┌─ DATA

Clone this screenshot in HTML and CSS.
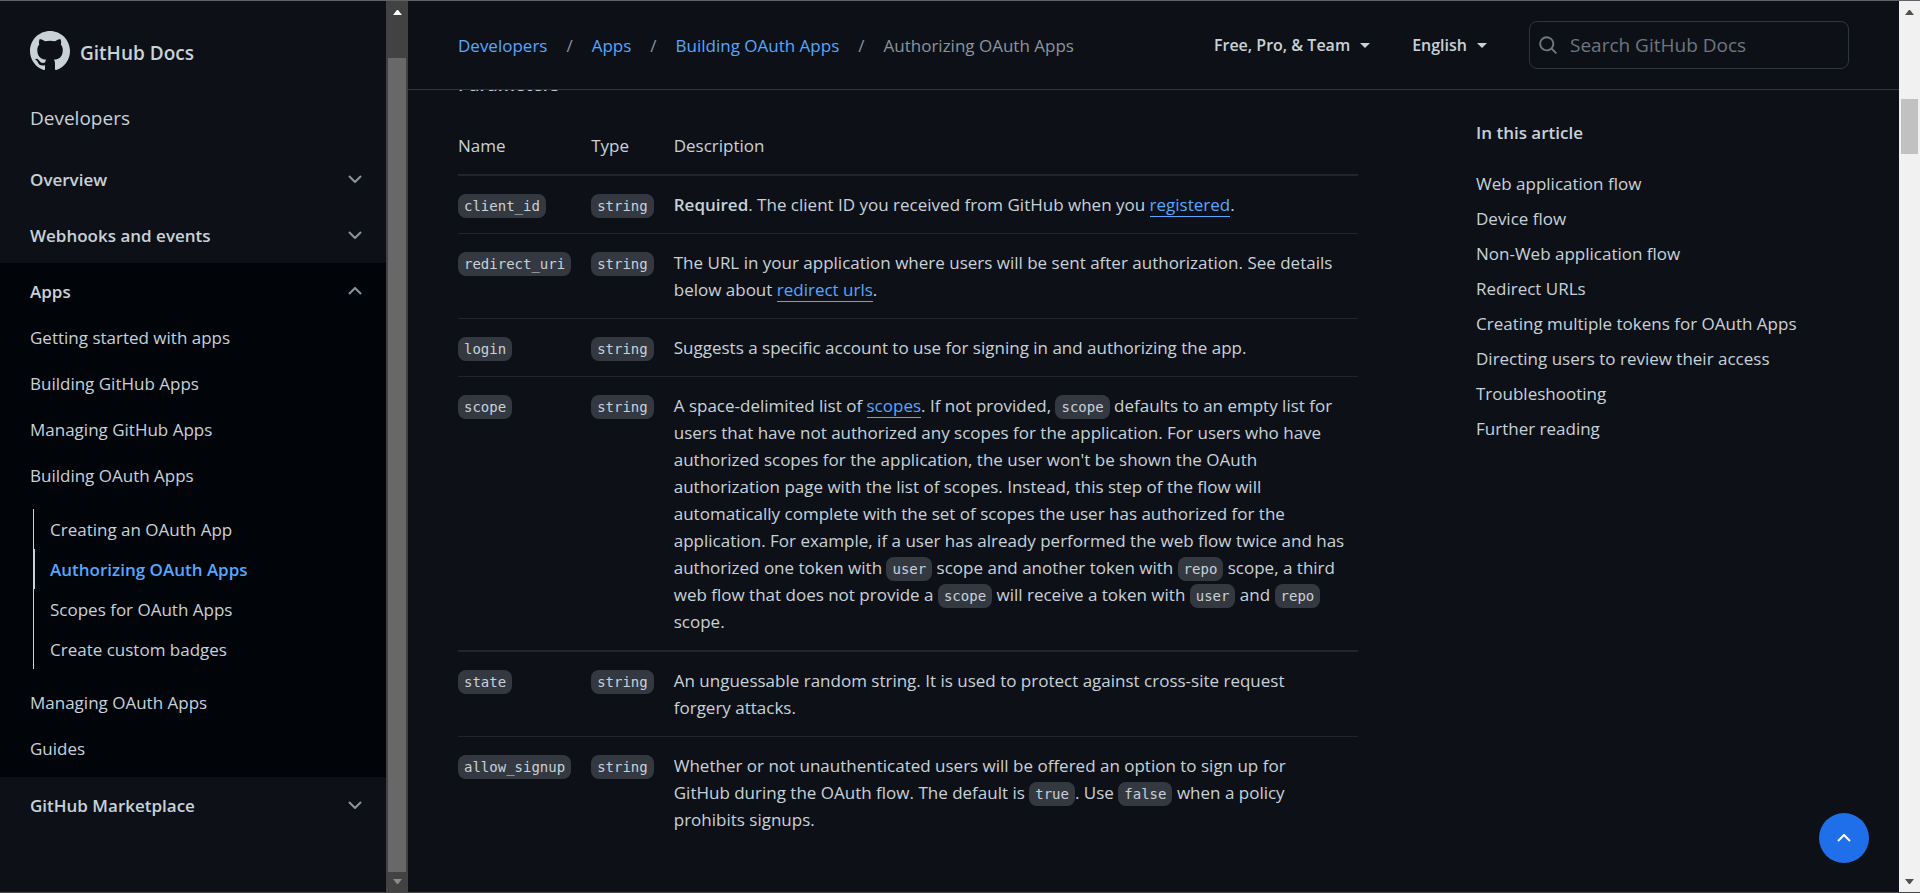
FILE: index.html
```html
<!DOCTYPE html>
<html lang="en">
<head>
<meta charset="utf-8">
<title>Authorizing OAuth Apps - GitHub Docs</title>
<link rel="stylesheet" href="styles.css">
</head>
<body>
<div class="app">
  <nav class="sidebar" aria-label="Docs">
    <a class="brand" href="#">
      <svg class="brand-mark" viewBox="0 0 16 16" aria-hidden="true"><path fill="currentColor" fill-rule="evenodd" d="M8 0C3.58 0 0 3.58 0 8c0 3.54 2.29 6.53 5.47 7.59.4.07.55-.17.55-.38 0-.19-.01-.82-.01-1.49-2.01.37-2.53-.49-2.69-.94-.09-.23-.48-.94-.82-1.13-.28-.15-.68-.52-.01-.53.63-.01 1.08.58 1.23.82.72 1.21 1.87.87 2.33.66.07-.52.28-.87.51-1.07-1.78-.2-3.64-.89-3.64-3.95 0-.87.31-1.59.82-2.15-.08-.2-.36-1.02.08-2.12 0 0 .67-.21 2.2.82.64-.18 1.32-.27 2-.27.68 0 1.36.09 2 .27 1.53-1.04 2.2-.82 2.2-.82.44 1.1.16 1.92.08 2.12.51.56.82 1.27.82 2.15 0 3.07-1.87 3.75-3.65 3.95.29.25.54.73.54 1.48 0 1.07-.01 1.93-.01 2.2 0 .21.15.46.55.38A8.013 8.013 0 0016 8c0-4.42-3.58-8-8-8z"/></svg>
      <span class="brand-name">GitHub Docs</span>
    </a>
    <a class="product" href="#">Developers</a>
    <button class="section" type="button" aria-expanded="false">Overview
      <svg class="chevron" viewBox="0 0 14 8" aria-hidden="true"><path d="M1 1l6 6 6-6"/></svg></button>
    <button class="section" type="button" aria-expanded="false">Webhooks and events
      <svg class="chevron" viewBox="0 0 14 8" aria-hidden="true"><path d="M1 1l6 6 6-6"/></svg></button>
    <div class="open-section">
      <button class="section" type="button" aria-expanded="true">Apps
        <svg class="chevron" viewBox="0 0 14 8" aria-hidden="true"><path d="M1 7l6-6 6 6"/></svg></button>
      <ul class="topics">
        <li><a href="#">Getting started with apps</a></li>
        <li><a href="#">Building GitHub Apps</a></li>
        <li><a href="#">Managing GitHub Apps</a></li>
        <li><a href="#">Building OAuth Apps</a>
          <ul class="articles">
            <li><a href="#">Creating an OAuth App</a></li>
            <li><a class="current" href="#" aria-current="page">Authorizing OAuth Apps</a></li>
            <li><a href="#">Scopes for OAuth Apps</a></li>
            <li><a href="#">Create custom badges</a></li>
          </ul>
        </li>
        <li><a href="#">Managing OAuth Apps</a></li>
        <li><a href="#">Guides</a></li>
      </ul>
    </div>
    <button class="section" type="button" aria-expanded="false">GitHub Marketplace
      <svg class="chevron" viewBox="0 0 14 8" aria-hidden="true"><path d="M1 1l6 6 6-6"/></svg></button>
  </nav>
  <div class="scrollbar scrollbar-dark" aria-hidden="true">
    <svg class="arrow" viewBox="0 0 9 5"><path d="M0 5h9L5 0H4z"/></svg>
    <div class="track"><div class="thumb"></div></div>
    <svg class="arrow arrow-end" viewBox="0 0 9 5"><path d="M0 0h9L5 5H4z"/></svg>
  </div>

  <div class="page">
    <header class="topbar">
      <ol class="crumbs">
        <li><a href="#">Developers</a></li>
        <li><a href="#">Apps</a></li>
        <li><a href="#">Building OAuth Apps</a></li>
        <li><a class="here" href="#">Authorizing OAuth Apps</a></li>
      </ol>
      <div class="tools">
        <button class="picker" type="button">Free, Pro, &amp; Team <span class="caret"></span></button>
        <button class="picker" type="button">English <span class="caret"></span></button>
        <label class="search">
          <svg class="search-icon" viewBox="0 0 16 16" aria-hidden="true"><path fill="currentColor" fill-rule="evenodd" d="M11.5 7a4.5 4.5 0 11-9 0 4.5 4.5 0 019 0zm-.82 4.74a6 6 0 111.06-1.06l3.04 3.04a.75.75 0 11-1.06 1.06l-3.04-3.04z"/></svg>
          <input type="search" placeholder="Search GitHub Docs" aria-label="Search GitHub Docs">
        </label>
      </div>
    </header>
    <div class="content">
      <main class="article">
        <h4 class="heading">Parameters</h4>
        <table class="params">
          <thead><tr><th>Name</th><th>Type</th><th>Description</th></tr></thead>
          <tbody>
            <tr><td><code>client_id</code></td><td><code>string</code></td><td><strong>Required</strong>. The client ID you received from GitHub when you <a href="#">registered</a>.</td></tr>
            <tr><td><code>redirect_uri</code></td><td><code>string</code></td><td>The URL in your application where users will be sent after authorization. See details below about <a href="#">redirect urls</a>.</td></tr>
            <tr><td><code>login</code></td><td><code>string</code></td><td>Suggests a specific account to use for signing in and authorizing the app.</td></tr>
            <tr><td><code>scope</code></td><td><code>string</code></td><td>A space-delimited list of <a href="#">scopes</a>. If not provided, <code>scope</code> defaults to an empty list for users that have not authorized any scopes for the application. For users who have authorized scopes for the application, the user won't be shown the OAuth authorization page with the list of scopes. Instead, this step of the flow will automatically complete with the set of scopes the user has authorized for the application. For example, if a user has already performed the web flow twice and has authorized one token with <code>user</code> scope and another token with <code>repo</code> scope, a third web flow that does not provide a <code>scope</code> will receive a token with <code>user</code> and <code>repo</code> scope.</td></tr>
            <tr class="divided"><td><code>state</code></td><td><code>string</code></td><td>An unguessable random string. It is used to protect against cross-site request<br>forgery attacks.</td></tr>
            <tr><td><code>allow_signup</code></td><td><code>string</code></td><td>Whether or not unauthenticated users will be offered an option to sign up for<br>GitHub during the OAuth flow. The default is <code>true</code>. Use <code>false</code> when a policy prohibits signups.</td></tr>
          </tbody>
        </table>
      </main>
      <aside class="toc">
        <h2>In this article</h2>
        <ul>
          <li><a href="#">Web application flow</a></li>
          <li><a href="#">Device flow</a></li>
          <li><a href="#">Non-Web application flow</a></li>
          <li><a href="#">Redirect URLs</a></li>
          <li><a href="#">Creating multiple tokens for OAuth Apps</a></li>
          <li><a href="#">Directing users to review their access</a></li>
          <li><a href="#">Troubleshooting</a></li>
          <li><a href="#">Further reading</a></li>
        </ul>
      </aside>
    </div>
    <button class="to-top" type="button" aria-label="Scroll to top">
      <svg viewBox="0 0 14 8" aria-hidden="true"><path d="M1 7l6-6 6 6"/></svg>
    </button>
  </div>
  <div class="scrollbar scrollbar-light" aria-hidden="true">
    <svg class="arrow" viewBox="0 0 9 5"><path d="M0 5h9L5 0H4z"/></svg>
    <div class="track"><div class="thumb"></div></div>
    <svg class="arrow arrow-end" viewBox="0 0 9 5"><path d="M0 0h9L5 5H4z"/></svg>
  </div>
</div>
</body>
</html>
```

FILE: styles.css
```css
:root {
  --bg: #0d1117;
  --text: #c9d1d9;
  --link: #58a6ff;
  --muted: #8b949e;
  --line: #30363d;
  --line-soft: #21262d;
}

* { box-sizing: border-box; }

body {
  margin: 0;
  background: var(--bg);
  color: var(--text);
  font: 17px/27px "Open Sans", "Noto Sans", sans-serif;
}

a { color: inherit; text-decoration: none; }
ul, ol { margin: 0; padding: 0; list-style: none; }
button { border: 0; background: none; color: inherit; font: inherit; cursor: pointer; }

.app {
  display: flex;
  height: 100vh;
  overflow: hidden;
  border-top: 1px solid #5f6368;
  border-bottom: 1px solid #4a4a4a;
}

/* Sidebar */
.sidebar { flex: none; width: 386px; overflow: hidden; }

.brand {
  display: flex;
  align-items: center;
  gap: 10px;
  margin: 30px 30px 0;
  font-size: 19px;
  font-weight: 600;
}
.brand-mark { width: 40px; height: 40px; }
.brand-name { padding-top: 4px; }

.product { display: block; margin: 32px 30px 18px; font-size: 19px; line-height: 30px; }

.section {
  display: flex;
  align-items: center;
  justify-content: space-between;
  width: 100%;
  height: 56px;
  padding: 0 24px 0 30px;
  font-weight: 600;
  text-align: left;
}
.chevron {
  width: 14px;
  height: 8px;
  fill: none;
  stroke: var(--muted);
  stroke-width: 2;
}

.open-section { background: #010409; padding-bottom: 1px; }
.topics > li > a { display: block; padding: 5px 30px 14px; }

.articles { margin: 6px 0 15px 33px; border-left: 1px solid var(--text); }
.articles a { display: block; height: 40px; padding: 7px 16px; }
.articles .current {
  padding-left: 15px;
  border-left: 1px solid var(--text);
  color: var(--link);
  font-weight: 600;
}

/* Scrollbars */
.scrollbar {
  display: flex;
  flex: none;
  flex-direction: column;
  align-items: center;
  padding: 9px 0 8px;
}
.arrow { width: 9px; height: 5px; fill: currentColor; }
.track { display: flex; flex: 1; flex-direction: column; align-self: stretch; padding: 0 2px; }

.scrollbar-dark { width: 22px; background: #424242; color: #fff; }
.scrollbar-dark .track { padding-top: 43px; padding-bottom: 7px; }
.scrollbar-dark .thumb { flex: 1; background: #686868; }
.scrollbar-dark .arrow-end { color: #8b8b8b; }

.scrollbar-light { width: 21px; background: #f1f1f1; color: #505050; }
.scrollbar-light .track { padding-top: 84px; }
.scrollbar-light .thumb { height: 55px; background: #c1c1c1; }

/* Page */
.page { position: relative; flex: 1; min-width: 0; overflow: hidden; }

.topbar {
  display: flex;
  align-items: center;
  justify-content: space-between;
  height: 89px;
  padding: 0 50px;
  border-bottom: 1px solid var(--line);
}
.crumbs { display: flex; }
.crumbs a { color: var(--link); }
.crumbs .here { color: var(--muted); }
.crumbs li + li::before { content: "/"; margin: 0 19px; color: var(--muted); }

.tools { display: flex; align-items: center; }
.picker {
  display: flex;
  align-items: center;
  gap: 10px;
  margin-right: 42px;
  padding: 0;
  font-size: 16px;
  font-weight: 600;
}
.caret { border: 5px solid transparent; border-top-color: currentColor; border-bottom: 0; }

.search {
  display: flex;
  align-items: center;
  gap: 12px;
  width: 320px;
  height: 48px;
  padding: 0 8px;
  border: 1px solid var(--line);
  border-radius: 8px;
}
.search-icon { flex: none; width: 20px; height: 20px; color: #6e7681; }
.search input {
  width: 100%;
  padding: 0;
  border: 0;
  outline: 0;
  background: none;
  color: var(--text);
  font: inherit;
  font-size: 19px;
}
.search input::placeholder { color: #6e7681; opacity: 1; }

.content {
  display: grid;
  grid-template-columns: minmax(0, 900px) minmax(0, 373px);
  justify-content: space-between;
  padding: 0 50px;
  overflow: hidden;
}

/* The heading is scrolled partly under the top bar */
.heading { margin: -18px 0 21px; font-size: 18px; font-weight: 600; line-height: 24px; }

.params { width: 100%; border-collapse: collapse; }
.params th, .params td { padding: 15px 20px 15px 0; text-align: left; vertical-align: top; }
.params td:last-child { padding-right: 12px; }
.params th { font-weight: 400; border-bottom: 2px solid var(--line-soft); }
.params tr + tr td { border-top: 1px solid var(--line-soft); }
.params .divided td { border-top-width: 2px; }
.params a { border-bottom: 1px solid; color: var(--link); }
.params strong { font-weight: 600; }
.params code {
  padding: 4px 6px;
  border-radius: 8px;
  background: #343941;
  font: 14px "DejaVu Sans Mono", monospace;
}

.toc { padding-top: 29px; }
.toc h2 { margin: 0 0 20px; font-size: 17px; font-weight: 600; }
.toc li { height: 35px; padding-top: 4px; }

.to-top {
  position: absolute;
  right: 30px;
  bottom: 29px;
  display: grid;
  place-items: center;
  width: 50px;
  height: 50px;
  border-radius: 50%;
  background: #1f6feb;
}
.to-top svg { width: 14px; height: 8px; fill: none; stroke: #fff; stroke-width: 2; }
```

└─

**TASK DESCRIPTION:**
Filter for "this". Return all lines that hold it.

**FINISHED EXERCISE:**
Clone this screenshot in HTML and CSS.
            <tr><td><code>scope</code></td><td><code>string</code></td><td>A space-delimited list of <a href="#">scopes</a>. If not provided, <code>scope</code> defaults to an empty list for users that have not authorized any scopes for the application. For users who have authorized scopes for the application, the user won't be shown the OAuth authorization page with the list of scopes. Instead, this step of the flow will automatically complete with the set of scopes the user has authorized for the application. For example, if a user has already performed the web flow twice and has authorized one token with <code>user</code> scope and another token with <code>repo</code> scope, a third web flow that does not provide a <code>scope</code> will receive a token with <code>user</code> and <code>repo</code> scope.</td></tr>
        <h2>In this article</h2>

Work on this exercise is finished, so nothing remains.